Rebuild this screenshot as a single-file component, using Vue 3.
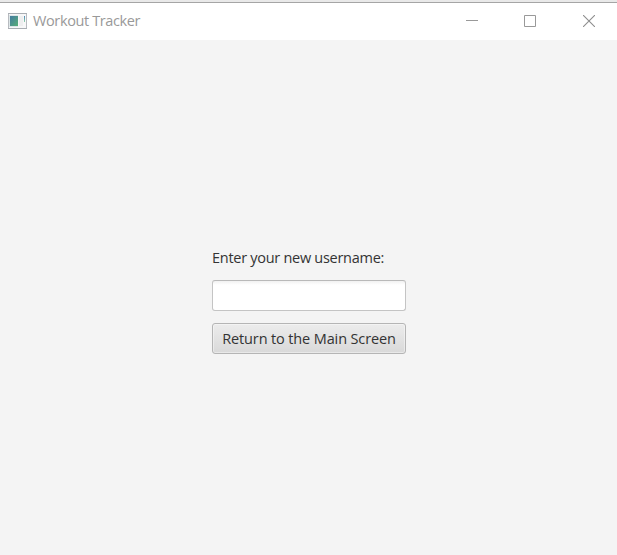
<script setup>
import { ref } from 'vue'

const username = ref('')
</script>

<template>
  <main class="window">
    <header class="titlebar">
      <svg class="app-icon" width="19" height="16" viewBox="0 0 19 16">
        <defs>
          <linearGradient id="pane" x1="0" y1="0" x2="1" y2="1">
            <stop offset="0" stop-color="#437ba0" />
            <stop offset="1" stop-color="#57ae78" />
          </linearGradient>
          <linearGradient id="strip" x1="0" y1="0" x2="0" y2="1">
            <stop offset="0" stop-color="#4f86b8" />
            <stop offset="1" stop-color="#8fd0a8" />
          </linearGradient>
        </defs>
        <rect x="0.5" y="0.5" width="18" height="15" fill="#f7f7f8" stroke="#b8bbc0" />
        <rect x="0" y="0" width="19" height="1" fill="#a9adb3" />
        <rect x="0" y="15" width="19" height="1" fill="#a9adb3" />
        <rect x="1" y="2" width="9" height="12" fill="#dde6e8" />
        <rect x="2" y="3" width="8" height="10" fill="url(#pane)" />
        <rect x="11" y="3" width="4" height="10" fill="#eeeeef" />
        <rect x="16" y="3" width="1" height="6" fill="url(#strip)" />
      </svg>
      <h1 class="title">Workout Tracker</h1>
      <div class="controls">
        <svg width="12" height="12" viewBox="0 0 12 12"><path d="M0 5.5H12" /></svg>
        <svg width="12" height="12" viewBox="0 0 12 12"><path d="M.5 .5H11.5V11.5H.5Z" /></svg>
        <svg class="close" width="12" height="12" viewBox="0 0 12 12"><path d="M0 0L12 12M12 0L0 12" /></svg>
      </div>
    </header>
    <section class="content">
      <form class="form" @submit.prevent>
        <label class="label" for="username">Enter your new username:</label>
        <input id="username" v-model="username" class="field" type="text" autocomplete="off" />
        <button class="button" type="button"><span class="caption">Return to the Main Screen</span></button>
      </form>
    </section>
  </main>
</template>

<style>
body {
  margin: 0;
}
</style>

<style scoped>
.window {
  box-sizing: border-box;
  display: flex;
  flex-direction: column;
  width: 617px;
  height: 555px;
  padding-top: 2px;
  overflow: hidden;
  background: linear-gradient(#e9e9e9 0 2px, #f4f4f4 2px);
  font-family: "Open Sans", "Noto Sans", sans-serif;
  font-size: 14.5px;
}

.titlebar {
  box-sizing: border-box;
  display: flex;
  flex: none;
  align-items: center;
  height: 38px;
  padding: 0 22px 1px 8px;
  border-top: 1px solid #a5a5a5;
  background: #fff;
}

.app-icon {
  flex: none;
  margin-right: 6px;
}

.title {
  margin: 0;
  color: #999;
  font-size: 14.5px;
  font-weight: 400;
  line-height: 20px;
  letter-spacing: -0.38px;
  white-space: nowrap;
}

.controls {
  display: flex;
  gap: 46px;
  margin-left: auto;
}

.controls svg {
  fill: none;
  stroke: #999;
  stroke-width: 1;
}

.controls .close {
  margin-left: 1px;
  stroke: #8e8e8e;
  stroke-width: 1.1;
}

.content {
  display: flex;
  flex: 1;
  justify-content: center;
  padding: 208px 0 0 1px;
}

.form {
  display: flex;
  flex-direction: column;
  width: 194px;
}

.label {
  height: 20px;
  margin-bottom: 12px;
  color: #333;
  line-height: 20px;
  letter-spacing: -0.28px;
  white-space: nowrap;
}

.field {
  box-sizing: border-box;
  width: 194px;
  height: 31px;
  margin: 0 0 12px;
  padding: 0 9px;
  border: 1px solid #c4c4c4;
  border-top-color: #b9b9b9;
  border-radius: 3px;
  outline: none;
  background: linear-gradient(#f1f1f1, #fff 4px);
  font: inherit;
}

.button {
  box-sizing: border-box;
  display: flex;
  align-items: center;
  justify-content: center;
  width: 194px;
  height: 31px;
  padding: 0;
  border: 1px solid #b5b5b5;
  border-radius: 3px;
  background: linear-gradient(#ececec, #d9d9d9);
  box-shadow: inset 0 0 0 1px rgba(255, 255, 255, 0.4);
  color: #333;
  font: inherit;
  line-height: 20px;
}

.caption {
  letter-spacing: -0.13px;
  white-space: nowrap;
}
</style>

*Task brief*
Every line of the data should be copied as it stands, without the images.

*Correct answer*
Rebuild this screenshot as a single-file component, using Vue 3.
<script setup>
import { ref } from 'vue'

const username = ref('')
</script>

<template>
  <main class="window">
    <header class="titlebar">
      <svg class="app-icon" width="19" height="16" viewBox="0 0 19 16">
        <defs>
          <linearGradient id="pane" x1="0" y1="0" x2="1" y2="1">
            <stop offset="0" stop-color="#437ba0" />
            <stop offset="1" stop-color="#57ae78" />
          </linearGradient>
          <linearGradient id="strip" x1="0" y1="0" x2="0" y2="1">
            <stop offset="0" stop-color="#4f86b8" />
            <stop offset="1" stop-color="#8fd0a8" />
          </linearGradient>
        </defs>
        <rect x="0.5" y="0.5" width="18" height="15" fill="#f7f7f8" stroke="#b8bbc0" />
        <rect x="0" y="0" width="19" height="1" fill="#a9adb3" />
        <rect x="0" y="15" width="19" height="1" fill="#a9adb3" />
        <rect x="1" y="2" width="9" height="12" fill="#dde6e8" />
        <rect x="2" y="3" width="8" height="10" fill="url(#pane)" />
        <rect x="11" y="3" width="4" height="10" fill="#eeeeef" />
        <rect x="16" y="3" width="1" height="6" fill="url(#strip)" />
      </svg>
      <h1 class="title">Workout Tracker</h1>
      <div class="controls">
        <svg width="12" height="12" viewBox="0 0 12 12"><path d="M0 5.5H12" /></svg>
        <svg width="12" height="12" viewBox="0 0 12 12"><path d="M.5 .5H11.5V11.5H.5Z" /></svg>
        <svg class="close" width="12" height="12" viewBox="0 0 12 12"><path d="M0 0L12 12M12 0L0 12" /></svg>
      </div>
    </header>
    <section class="content">
      <form class="form" @submit.prevent>
        <label class="label" for="username">Enter your new username:</label>
        <input id="username" v-model="username" class="field" type="text" autocomplete="off" />
        <button class="button" type="button"><span class="caption">Return to the Main Screen</span></button>
      </form>
    </section>
  </main>
</template>

<style>
body {
  margin: 0;
}
</style>

<style scoped>
.window {
  box-sizing: border-box;
  display: flex;
  flex-direction: column;
  width: 617px;
  height: 555px;
  padding-top: 2px;
  overflow: hidden;
  background: linear-gradient(#e9e9e9 0 2px, #f4f4f4 2px);
  font-family: "Open Sans", "Noto Sans", sans-serif;
  font-size: 14.5px;
}

.titlebar {
  box-sizing: border-box;
  display: flex;
  flex: none;
  align-items: center;
  height: 38px;
  padding: 0 22px 1px 8px;
  border-top: 1px solid #a5a5a5;
  background: #fff;
}

.app-icon {
  flex: none;
  margin-right: 6px;
}

.title {
  margin: 0;
  color: #999;
  font-size: 14.5px;
  font-weight: 400;
  line-height: 20px;
  letter-spacing: -0.38px;
  white-space: nowrap;
}

.controls {
  display: flex;
  gap: 46px;
  margin-left: auto;
}

.controls svg {
  fill: none;
  stroke: #999;
  stroke-width: 1;
}

.controls .close {
  margin-left: 1px;
  stroke: #8e8e8e;
  stroke-width: 1.1;
}

.content {
  display: flex;
  flex: 1;
  justify-content: center;
  padding: 208px 0 0 1px;
}

.form {
  display: flex;
  flex-direction: column;
  width: 194px;
}

.label {
  height: 20px;
  margin-bottom: 12px;
  color: #333;
  line-height: 20px;
  letter-spacing: -0.28px;
  white-space: nowrap;
}

.field {
  box-sizing: border-box;
  width: 194px;
  height: 31px;
  margin: 0 0 12px;
  padding: 0 9px;
  border: 1px solid #c4c4c4;
  border-top-color: #b9b9b9;
  border-radius: 3px;
  outline: none;
  background: linear-gradient(#f1f1f1, #fff 4px);
  font: inherit;
}

.button {
  box-sizing: border-box;
  display: flex;
  align-items: center;
  justify-content: center;
  width: 194px;
  height: 31px;
  padding: 0;
  border: 1px solid #b5b5b5;
  border-radius: 3px;
  background: linear-gradient(#ececec, #d9d9d9);
  box-shadow: inset 0 0 0 1px rgba(255, 255, 255, 0.4);
  color: #333;
  font: inherit;
  line-height: 20px;
}

.caption {
  letter-spacing: -0.13px;
  white-space: nowrap;
}
</style>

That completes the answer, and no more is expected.